28. In spite of the comedy of errors, the trail of evidence against the Queensland Government, the rejection by the politically influenced DPP of the "No Case" police report, the many criticisms by Senior Council and a High Court Judge of the way the Criminal trial was managed, the criticism by Queensland's Court of Appeal judges as to the management of the legal side of the trial, no compensation for extensive legal costs and personal losses has ever been paid.
29. To this day, Australian political history will show this affair to have been the most blatant, arrogant and disgraceful abuse of power ever witnessed in this country.
30. The civil action in the Labor Government's appointee Justice Atkinson's court against One Nation was not initiated by the Queensland Electoral Commission. They never believed they had been defrauded. They had their own audit procedures which confirmed the registration was legal. Ettridge and Hanson's innocence was confirmed by the major fraud squad reports.
31. The Criminal action some years later was initiated by the Labor Government's appointee - the Director of the DPP AFTER the Major Fraud Squad had delivered her two reports saying that no fraud had taken place.

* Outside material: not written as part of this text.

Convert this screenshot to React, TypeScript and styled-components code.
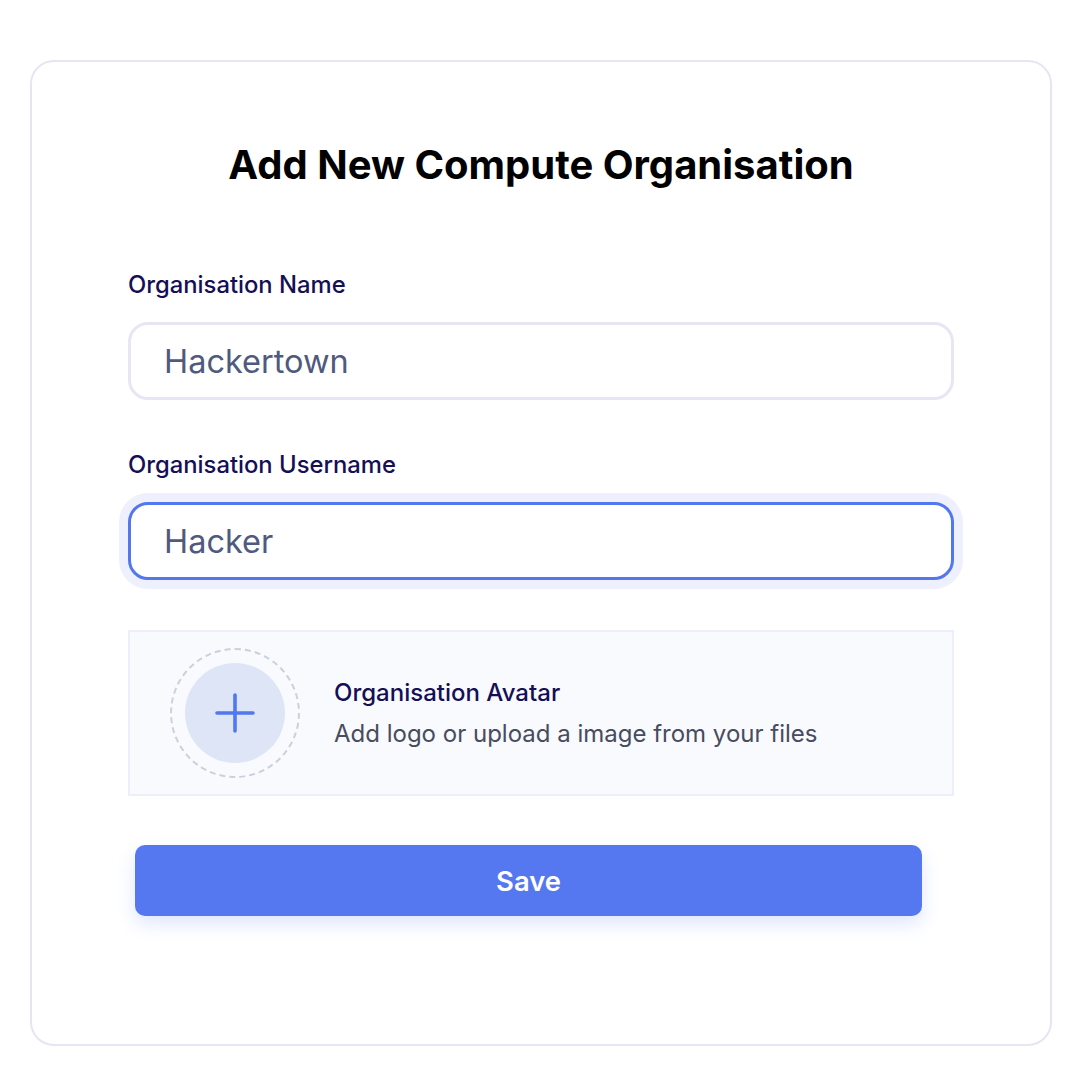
import React from "react";
import styled, { createGlobalStyle } from "styled-components";

const GlobalStyle = createGlobalStyle`
  body {
    margin: 0;
    background: #ffffff;
    font-family: Inter, "Noto Sans", sans-serif;
  }
`;

const Page = styled.div`
  padding: 60px 0 0 30px;
`;

const Card = styled.div`
  box-sizing: border-box;
  width: 1022px;
  height: 986px;
  border: 2px solid #e6e6f3;
  border-radius: 24px;
  padding: 79px 96px 0;
  display: flex;
  flex-direction: column;
`;

const Title = styled.h1`
  margin: 0 0 82px;
  font-size: 40px;
  line-height: 48px;
  font-weight: 700;
  color: #000000;
  text-align: center;
`;

const Label = styled.label`
  display: block;
  font-size: 23.8px;
  line-height: 28px;
  font-weight: 500;
  color: #150f55;
  margin-bottom: 23px;
`;

const Field = styled.div<{ $gap: number }>`
  margin-bottom: ${(p) => p.$gap}px;
`;

const Input = styled.input<{ $focused?: boolean }>`
  box-sizing: border-box;
  display: block;
  width: 100%;
  height: 78px;
  padding: 0 33px;
  border: 3px solid ${(p) => (p.$focused ? "#5277ee" : "#e6e6f5")};
  border-radius: 20px;
  box-shadow: ${(p) => (p.$focused ? "0 0 0 9px #eef1fd" : "none")};
  font-family: Inter, "Noto Sans", sans-serif;
  font-size: 32.5px;
  color: #4f5a7e;
  background: #ffffff;
  outline: none;
`;

const AvatarBox = styled.div`
  box-sizing: border-box;
  height: 166px;
  display: flex;
  align-items: center;
  gap: 34px;
  padding-left: 40px;
  background: #f9fafe;
  border: 2px solid #eceef9;
  margin-bottom: 49px;
`;

const DashedRing = styled.div`
  box-sizing: border-box;
  width: 130px;
  height: 130px;
  border-radius: 50%;
  border: 2px dashed #cdd0da;
  display: flex;
  align-items: center;
  justify-content: center;
  flex-shrink: 0;
`;

const AddCircle = styled.div`
  width: 100px;
  height: 100px;
  border-radius: 50%;
  background: #dde5f7;
  display: flex;
  align-items: center;
  justify-content: center;
`;

const AvatarText = styled.div`
  display: flex;
  flex-direction: column;
  gap: 13px;
`;

const AvatarTitle = styled.div`
  font-size: 24px;
  line-height: 28px;
  font-weight: 500;
  color: #150f55;
`;

const AvatarHint = styled.div`
  font-size: 24px;
  line-height: 28px;
  color: #474c5e;
`;

const SaveButton = styled.button`
  margin-left: 7px;
  width: 787px;
  height: 71px;
  border: none;
  border-radius: 10px;
  background: #5578f0;
  color: #ffffff;
  font-family: Inter, "Noto Sans", sans-serif;
  font-size: 27.4px;
  font-weight: 600;
  box-shadow: 0 8px 18px rgba(85, 120, 240, 0.18);
  cursor: pointer;
`;

function PlusIcon() {
  return (
    <svg width="40" height="40" viewBox="0 0 40 40">
      <path d="M20 2v36M2 20h36" stroke="#5277ee" strokeWidth="3.6" strokeLinecap="round" />
    </svg>
  );
}

export default function App() {
  return (
    <>
      <GlobalStyle />
      <Page>
        <Card>
          <Title>Add New Compute Organisation</Title>
          <Field $gap={51}>
            <Label>Organisation Name</Label>
            <Input defaultValue="Hackertown" />
          </Field>
          <Field $gap={50}>
            <Label>Organisation Username</Label>
            <Input $focused defaultValue="Hacker" />
          </Field>
          <AvatarBox>
            <DashedRing>
              <AddCircle>
                <PlusIcon />
              </AddCircle>
            </DashedRing>
            <AvatarText>
              <AvatarTitle>Organisation Avatar</AvatarTitle>
              <AvatarHint>Add logo or upload a image from your files</AvatarHint>
            </AvatarText>
          </AvatarBox>
          <SaveButton>Save</SaveButton>
        </Card>
      </Page>
    </>
  );
}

32. Suspicions about political pressure exist when detectives tell witnesses they are under political pressure to gather witness evidence and the appointee at the DPP seeks charges against innocent people in a complete break from the traditional chain of action. She was on her own and as shown by the Court of Appeal and Ettridge's court submissions, there never was any case against Ettridge and Hanson. Had there been, the Electoral Commission would have been the Plaintiff as the aggrieved party.
SUMMARY OF CONCLUSIONS :
1. The Police told the DPP no offence had been committed.
2. Ettridge told every senior lawmaker in Queensland no offence had been committed. Ettridge told the Director of Public Prosecutions in writing that there was no case to answer.
3. The very legal facts supported by 3 of Queensland's most senior judges in the Court of Appeal which gave rise to the overturning of Chief Judge Patsy Wolfe's Judgement and sentencing which Ettridge provided the court and the DPP in written defence submissions were ignored.
4. Ettridge told the DPP that Justice Atkinson's decision was based upon the wrong evidence, a fact which was proven and so clearly apparent.
5. During the criminal trial Ettridge sought to have the criminal trial adjourned while he tested this new evidence in an attempt to have the Atkinson decision overturned, but it was refused by Judge Patsy Wolfe.
6. The police told three
separate witnesses they were under political pressure.
7. The law was so clear and so easy to understand, so when it wasn't understood by the many legal representatives al all levels the only conclusion that can be made is that they did not want to disturb the political intention of this case. Many must have become intentional or reluctant co-conspirators in this shocking abuse of power and procedure.
8.Ettridge and Hanson were handcuffed, imprisoned and disgraced and they spent 3 months of a 3 year sentence in maximum security prisons. They were at all times completely innocent and the law was ignored by people determined to destroy them and the political party they co founded. To this day, no one has faced any consequences.
The Queensland Government has been using the courts to protect their friends and to attack their enemies. All of this in modern Australia and under the noses of the media, Judges, the legal profession and senior public servants.